Pour un virus donné, le nombre de protéines nécessaires à l’assemblage d’une capside icosaédrique est indiqué par le nombre de triangulation T : il faut T X 60 protéines pour construire la capside.
Dans le cas des plus petits virus connus, comme le phage ø174 (Microviridae), le nombre T est égal à 1 (Figure I.3.18).
Si il est possible de former un icosaèdre à l’aide de 60 sous-unités identiques, comme pour le phage f174 (Microviridae), une fois que la taille du virion est plus importante et le nombre de sous-unités requises, un assemblage totalement symétrique de celle-ci devient vite impossible ! En 1962, Caspar et Klug (Caspar, D.L.D. and A. Klug, 1962. Physical principles in the contruction of regular viruses. Cold Spring Harbord Symp. Quant. Biol., 27 :1-24) ont ainsi proposé la théorie de « quasi-équivalence ». Ils proposent que l’icosaèdre puisse s’auto-assembler par liaisons quasi-équivalentes entre sous unités capsidiales. On peut projeter l’icosaèdre sur une surface qui comporte 20 triangles équilatéraux.

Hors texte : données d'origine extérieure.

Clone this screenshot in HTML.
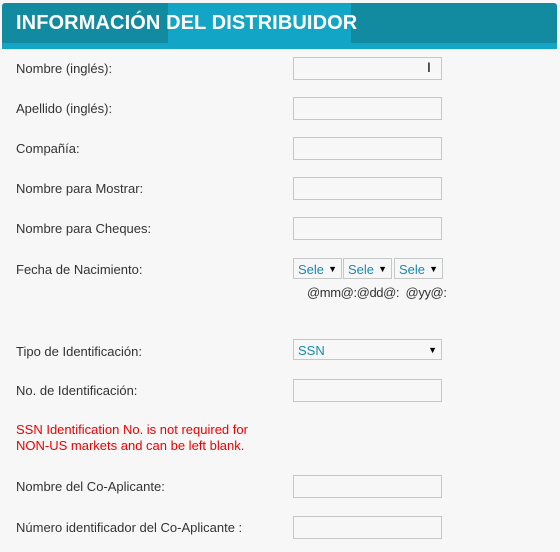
<!DOCTYPE html>
<html><head><style>
body{margin:0;width:560px;height:552px;background:#f7f7f7;font-family:"Liberation Sans",sans-serif;position:relative;overflow:hidden}
.hd{position:absolute;left:2px;top:3px;width:555px;height:46px;background:#128a9f;border-radius:3px 3px 0 0}
.hl{position:absolute;left:168px;top:3px;width:183px;height:40px;background:#13a5c6}
.hs{position:absolute;left:2px;top:43px;width:555px;height:6px;background:#13a5c6}
.ht{position:absolute;left:16px;top:12px;color:#fff;font-weight:bold;font-size:20px;letter-spacing:0.1px}
.l{position:absolute;left:16px;font-size:13px;color:#333}
.i{position:absolute;left:293px;width:147px;height:21px;border:1px solid #c4c8c8;background:#f7f7f7}
.s{position:absolute;top:258px;height:21px;border:1px solid #c4c8c8;background:#f7f7f7;font-size:13px;color:#1a87b0;line-height:21px;padding-left:4px;box-sizing:border-box;overflow:hidden}
.a{position:absolute;right:4px;top:0;color:#000;font-size:9px;background:#f7f7f7;padding-left:3px}
.r{position:absolute;left:16px;top:422px;color:#e00;font-size:13px;line-height:16px}
</style></head><body>
<div class="hd"></div><div class="hl"></div><div class="hs"></div>
<div class="ht">INFORMACIÓN DEL DISTRIBUIDOR</div>
<div class="l" style="top:61px">Nombre (inglés):</div><div class="i" style="top:57px"><span style="position:absolute;left:133px;top:1px;font-size:14px">I</span></div>
<div class="l" style="top:101px">Apellido (inglés):</div><div class="i" style="top:97px"></div>
<div class="l" style="top:141px">Compañía:</div><div class="i" style="top:137px"></div>
<div class="l" style="top:181px">Nombre para Mostrar:</div><div class="i" style="top:177px"></div>
<div class="l" style="top:221px">Nombre para Cheques:</div><div class="i" style="top:217px"></div>
<div class="l" style="top:262px">Fecha de Nacimiento:</div>
<div class="s" style="left:293px;width:49px">Sele<span class="a">▼</span></div>
<div class="s" style="left:343px;width:49px">Sele<span class="a">▼</span></div>
<div class="s" style="left:394px;width:49px">Sele<span class="a">▼</span></div>
<div class="l" style="left:307px;top:285px;letter-spacing:-0.4px">@mm@:@dd@:&nbsp; @yy@:</div>
<div class="l" style="top:344px">Tipo de Identificación:</div>
<div class="s" style="left:293px;top:339px;width:149px">SSN<span class="a">▼</span></div>
<div class="l" style="top:383px">No. de Identificación:</div><div class="i" style="top:379px"></div>
<div class="r">SSN Identification No. is not required for<br>NON-US markets and can be left blank.</div>
<div class="l" style="top:479px">Nombre del Co-Aplicante:</div><div class="i" style="top:475px"></div>
<div class="l" style="top:520px">Número identificador del Co-Aplicante :</div><div class="i" style="top:516px"></div>
</body></html>
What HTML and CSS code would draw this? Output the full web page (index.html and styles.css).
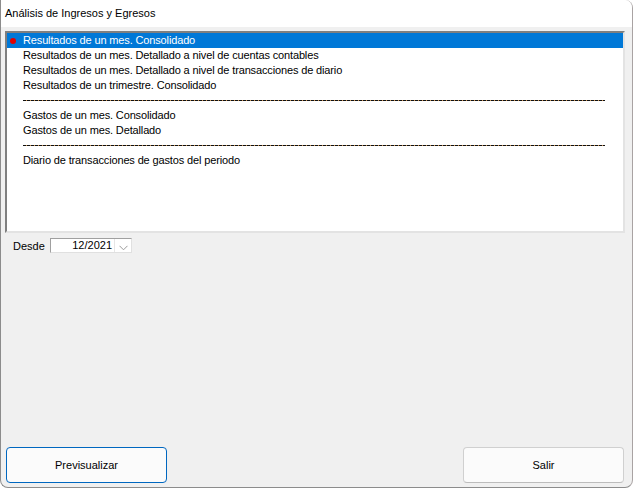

Si l’on visualise un ensemble d’hexagones, à plat, sous forme de réseau, tous les liens internes entre ces éléments sont identiques. Pour former un icosaèdre, on doit « courber » le réseau et transformer un certain nombre d’hexagones en pentagones, exactement comme un ballon de football (un ballon de football est constitué d’hexagones et de pentagones. L’association des hexagones et des pentagones permettent d’obtenir une sphère).
Un examen attentif des micrographies électroniques montre que le nombre et la quantité de structures apparentes en surface des virions souvent ne correspond pas à un multiple de 60. On s’aperçoit ainsi que les protéines à la surface de la capside ne sont pas nécessairement regroupées au niveau des triangles équilatéraux qui forment le pseudo-icosaèdre, mais peuvent être distribuées d’une manière différente. On nomme ces groupes de protéines des capsomères.
I.3.18. Plane Tilings and Virus Symmetries
I.3.19. Représentation schématique d’un virus T=1
Illustration fournie par Jean-Yves Sgro, d'après la structure déterminée par Arnold, E., Rossmann, M.G. (1988) Acta Crystallogr.,Sect.A 44: 270-282. Données de la banque PDB: 4RHV
Voir aussi le site web sur la structure des virus:
http://www.virology.wisc.edu/virusworld/viruslist.php
Un certain nombre de virus élaborent leur capside d’une manière qui ne correspond pas aux standards hélicoïdaux ou icosaédriques. Par exemple, les phages de la série T montrent une structure de nature binaire, impliquant à la fois des éléments de nature hélicoïdale et icosaédrique (Figure I.3.20).